The Massachusetts Clean Energy Center has awarded Ryan a $25,000 seed grant to get the team started on the path of commercializing the technology; he will also be applying for state and federal funding. The invention was recently awarded a provisional patent; a full patent is still pending.
According to BBC Research, the estimated market for hydrogen is currently about $5 billion. This is expected to grow to $180 billion by 2024, according to Global Market Insights, driven by increasing demand for clean energy. “The hydrogen market is poised for worldwide expansion,” says Ryan.
Power in a Canister
Despite its advantages, hydrogen fuel technology is still not used universally because of safety concerns about the highly flammable nature of the gas. (Many people still associate hydrogen with the Hindenburg disaster in 1937, when the hydrogen-filled passenger airship ignited and went down in flames.) Special storage requirements have to be considered when carrying hydrogen in cars, since a collision can accidentally release the gas and cause an explosion.
“Moreover, hydrogen is not mined or pumped out of the ground like fossil fuels; we have to produce hydrogen. Current hydrogen production methods are expensive and inefficient,” Ryan says. “This, coupled with the lack of existing infrastructure, has hampered the transition from a petroleum economy to a hydrogen economy. Our hope is that the catalytic hydrogen technology we have developed would help solve all of these challenges.”
The researchers’ experimental setup consists of a stainless steel canister filled with cobalt. They pump a carbonate solution made from carbon dioxide and water through the canister, and then warm it up to about 150 degrees. The solution is also compressed to about three atmospheres, or 45 pounds per square inch, which is about the same pressure as in a car tire.
“Under these relatively low temperature and modest pressure conditions, we were able to produce hydrogen efficiently, to nearly 70 percent. Subsequent work has allowed us to produce hydrogen at greater than 95 percent purity,” says Ryan.
He says that in this case, the cobalt carbonate is the catalyst, not the cobalt metal: “The carbonate is involved in the reaction but it doesn’t change or get consumed; it just helps facilitate the conversion of the cobalt metal to cobalt oxide, and this conversion produces the hydrogen and carbon dioxide.”
According to Ryan, in an electric car, the hydrogen from the canister can go directly to the fuel cell, where it is mixed with oxygen from the atmosphere to produce electricity and water. The water can then be looped back into the canister and mixed with the carbonate to form the catalytic solution. The electricity produced by the fuel cell can be used to power the canister’s pump, heater and compressor, as well as the car’s electric motors, rechargeable storage battery and headlights.

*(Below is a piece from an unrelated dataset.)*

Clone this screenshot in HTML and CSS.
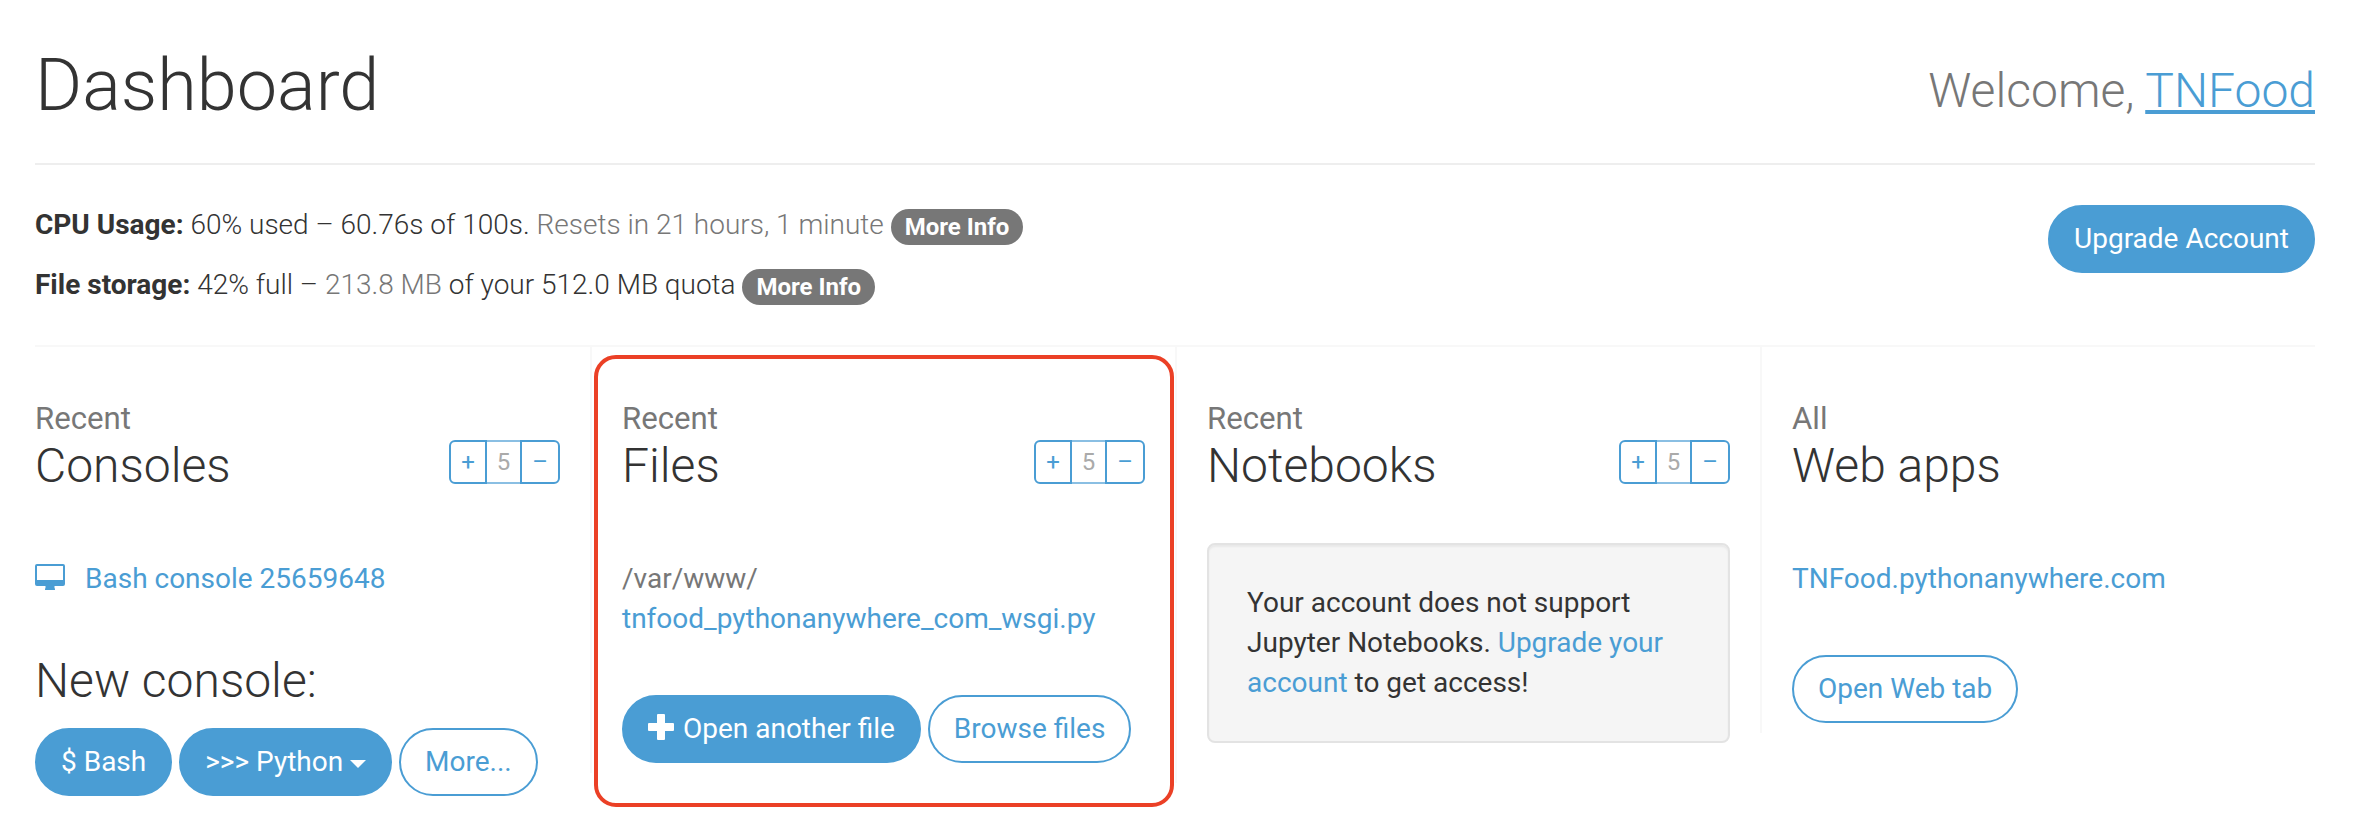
FILE: index.html
```html
<!DOCTYPE html>
<html lang="en">
<head>
<meta charset="utf-8">
<title>Dashboard</title>
<link rel="stylesheet" href="styles.css">
</head>
<body>
<main class="container">
  <header class="page-head">
    <h1 class="page-title">Dashboard</h1>
    <div class="welcome">Welcome, <a class="user" href="#">TNFood</a></div>
  </header>
  <section class="usage">
    <div class="usage-text">
      <p class="usage-line"><b>CPU Usage:</b> 60% used – 60.76s of 100s. <span class="muted">Resets in 21 hours, 1 minute</span> <span class="badge">More Info</span></p>
      <p class="usage-line"><b>File storage:</b> 42% full – <span class="muted">213.8 MB</span> of your 512.0 MB quota <span class="badge">More Info</span></p>
    </div>
    <a class="btn btn-primary" href="#">Upgrade Account</a>
  </section>
  <div class="columns">
    <section class="col col-consoles">
      <div class="col-head">
        <h2 class="col-title"><small class="kicker">Recent</small>Consoles</h2>
        <div class="stepper"><span class="step step-plus">+</span><span class="step-value">5</span><span class="step step-minus">–</span></div>
      </div>
      <div class="console-row">
        <svg class="monitor" viewBox="0 0 30 26"><path fill-rule="evenodd" d="M2 0H28Q30 0 30 2V20Q30 22 28 22H19.500V24Q20 24 20 26H10Q10 24 10.500 24V22H2Q0 22 0 20V2Q0 0 2 0ZM2 2V16H28V2Z"/></svg>
        <a class="link" href="#">Bash console 25659648</a>
      </div>
      <h2 class="new-console">New console:</h2>
      <div class="buttons"><a class="btn btn-primary" href="#">$ Bash</a> <a class="btn btn-primary" href="#">&gt;&gt;&gt; Python <span class="caret"></span></a> <a class="btn" href="#">More...</a></div>
    </section>
    <section class="col col-files">
      <div class="highlight"></div>
      <div class="col-head">
        <h2 class="col-title"><small class="kicker">Recent</small>Files</h2>
        <div class="stepper"><span class="step step-plus">+</span><span class="step-value">5</span><span class="step step-minus">–</span></div>
      </div>
      <div class="file-path"><span class="muted">/var/www/</span><br><a class="link" href="#">tnfood_pythonanywhere_com_wsgi.py</a></div>
      <div class="buttons"><a class="btn btn-primary" href="#"><svg class="plus" viewBox="0 0 26 26"><path d="M10 0H16Q17 0 17 1V9H25Q26 9 26 10V16Q26 17 25 17H17V25Q17 26 16 26H10Q9 26 9 25V17H1Q0 17 0 16V10Q0 9 1 9H9V1Q9 0 10 0Z"/></svg> Open another file</a> <a class="btn" href="#">Browse files</a></div>
    </section>
    <section class="col col-notebooks">
      <div class="col-head">
        <h2 class="col-title"><small class="kicker">Recent</small>Notebooks</h2>
        <div class="stepper"><span class="step step-plus">+</span><span class="step-value">5</span><span class="step step-minus">–</span></div>
      </div>
      <div class="well">Your account does not support Jupyter Notebooks. <a class="link" href="#">Upgrade your account</a> to get access!</div>
    </section>
    <section class="col col-web">
      <div class="col-head">
        <h2 class="col-title"><small class="kicker">All</small>Web apps</h2>
      </div>
      <div class="web-app"><a class="link" href="#">TNFood.pythonanywhere.com</a></div>
      <div class="buttons"><a class="btn" href="#">Open Web tab</a></div>
    </section>
  </div>
</main>
</body>
</html>
```
FILE: styles.css
```css
* { box-sizing: border-box; }
body {
  margin: 0;
  min-height: 818px;
  background: #fff;
  color: #333;
  font: 400 28px/40px Roboto, sans-serif;
}
h1, h2, p { margin: 0; font-weight: 300; }
.container { width: 2280px; min-height: 818px; margin-left: 35px; }
.page-head {
  display: flex;
  justify-content: space-between;
  align-items: flex-start;
  height: 165px;
  padding-top: 46px;
  border-bottom: 2px solid #eee;
}
.page-title { font-size: 72px; line-height: 79px; }
.welcome { padding-top: 18px; font-size: 48px; line-height: 53px; font-weight: 300; color: #777; }
.user { color: #4a9dd4; text-decoration: underline; text-decoration-thickness: 4px; text-underline-offset: 3px; text-decoration-skip-ink: none; }
.usage {
  display: flex;
  justify-content: space-between;
  align-items: flex-start;
  height: 182px;
  padding-top: 40px;
  border-bottom: 2px solid #f8f8f8;
}
.usage-line { margin-bottom: 20px; font-weight: 300; white-space: nowrap; }
.usage-line b { font-weight: 700; }
.muted { color: #777; }
.badge {
  display: inline-block;
  padding: 6px 14px;
  border-radius: 20px;
  background: #777;
  color: #fff;
  font-size: 24px;
  font-weight: 700;
  line-height: 24px;
  vertical-align: middle;
}
.columns { display: grid; grid-template-columns: repeat(4, 585px); align-items: start; margin: 0 -30px; }
.col { position: relative; padding: 0 30px; border-left: 2px solid #f8f8f8; }
.col-consoles { border-left: 0; }
.col-files { height: 426px; }
.col-notebooks { height: 436px; }
.col-web { height: 386px; }
.col-head {
  display: flex;
  justify-content: space-between;
  align-items: flex-start;
  height: 196px;
  padding-top: 49px;
}
.col-title { font-size: 48px; line-height: 48px; }
.kicker { display: block; font-size: 31.2px; font-weight: 400; line-height: 46px; color: #777; }
.stepper { display: flex; width: 111px; height: 44px; margin-top: 44px; font-size: 24px; line-height: 40px; text-align: center; }
.step { width: 38px; border: 2px solid #4a9dd4; color: #4a9dd4; }
.step-plus { border-radius: 6px 0 0 6px; }
.step-minus { flex: 1; border-radius: 0 6px 6px 0; }
.step-value { width: 33px; border: solid #8abfe3; border-width: 2px 0; color: #aaa; }
.link { color: #4a9dd4; text-decoration: none; }
.console-row { display: flex; align-items: center; gap: 20px; height: 72px; }
.monitor { width: 30px; height: 26px; margin-bottom: 4px; fill: #4a9dd4; }
.new-console { height: 113px; padding-top: 39px; font-size: 48px; line-height: 53px; }
.buttons { white-space: nowrap; }
.btn {
  display: inline-block;
  height: 68px;
  padding: 12px 24px;
  border: 2px solid #4a9dd4;
  border-radius: 34px;
  color: #4a9dd4;
  text-decoration: none;
}
.btn-primary { background: #4a9dd4; color: #fff; }
.caret {
  display: inline-block;
  border: 8px solid transparent;
  border-top-color: #fff;
  border-bottom: 0;
  vertical-align: middle;
}
.plus { width: 26px; height: 26px; margin-right: 2px; fill: #fff; vertical-align: -2px; }
.file-path { padding: 16px 0 56px; }
.well {
  height: 200px;
  padding: 38px;
  border: 2px solid #e3e3e3;
  border-radius: 8px;
  background: #f5f5f5;
  box-shadow: inset 0 2px 2px rgba(0, 0, 0, 0.05);
}
.web-app { padding: 16px 0 56px; }
.highlight {
  position: absolute;
  inset: 8px auto auto 2px;
  width: 580px;
  height: 452px;
  border: 4px solid #eb4026;
  border-radius: 22px;
}
```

“This process doesn’t store any hydrogen gas, so it’s safe and poses no storage or transportation issues. Once you stop the flow of the carbonate solution or release pressure in the reaction chamber, the hydrogen production stops, so hydrogen is produced only as needed,” Ryan says.
Nanostructured cobalt metal, which comes in powder form, is stable and relatively safe to handle, says Ryan. Cobalt is not very expensive to mine or to produce synthetically. It is widely used in steel and other alloys as well as in magnets, batteries, electroplating and glass and ceramics.
Once the cobalt metal in the canister is used up – that is, converted to cobalt oxide – the car driver can swap out the canister with a new one every 300 to 400 miles. The cobalt in the old canister can then be regenerated, using a renewable energy source such as wind or solar.
“So instead of going to a gas station to get a fill-up, you can go to a ‘refueling’ station and get a new canister. You can also bring extras for long trips,” Ryan says.
A Serendipitous Discovery
The team’s catalytic hydrogen technology was actually discovered serendipitously while working on another research project: using cobalt as a catalyst to convert carbon dioxide from the atmosphere back to hydrocarbon fuels.
The researchers’ goal is to create a renewable cycle – you burn hydrocarbons as fuel and the carbon dioxide produced by the combustion is converted back to hydrocarbons. “This technology uses nanostructured cobalt and solar energy in a photo-catalytic process to produce hydrocarbons from carbon dioxide,” explains Ryan.
“In the process of doing this experiment, we found that we can produce hydrogen catalytically and with high efficiency,” he says.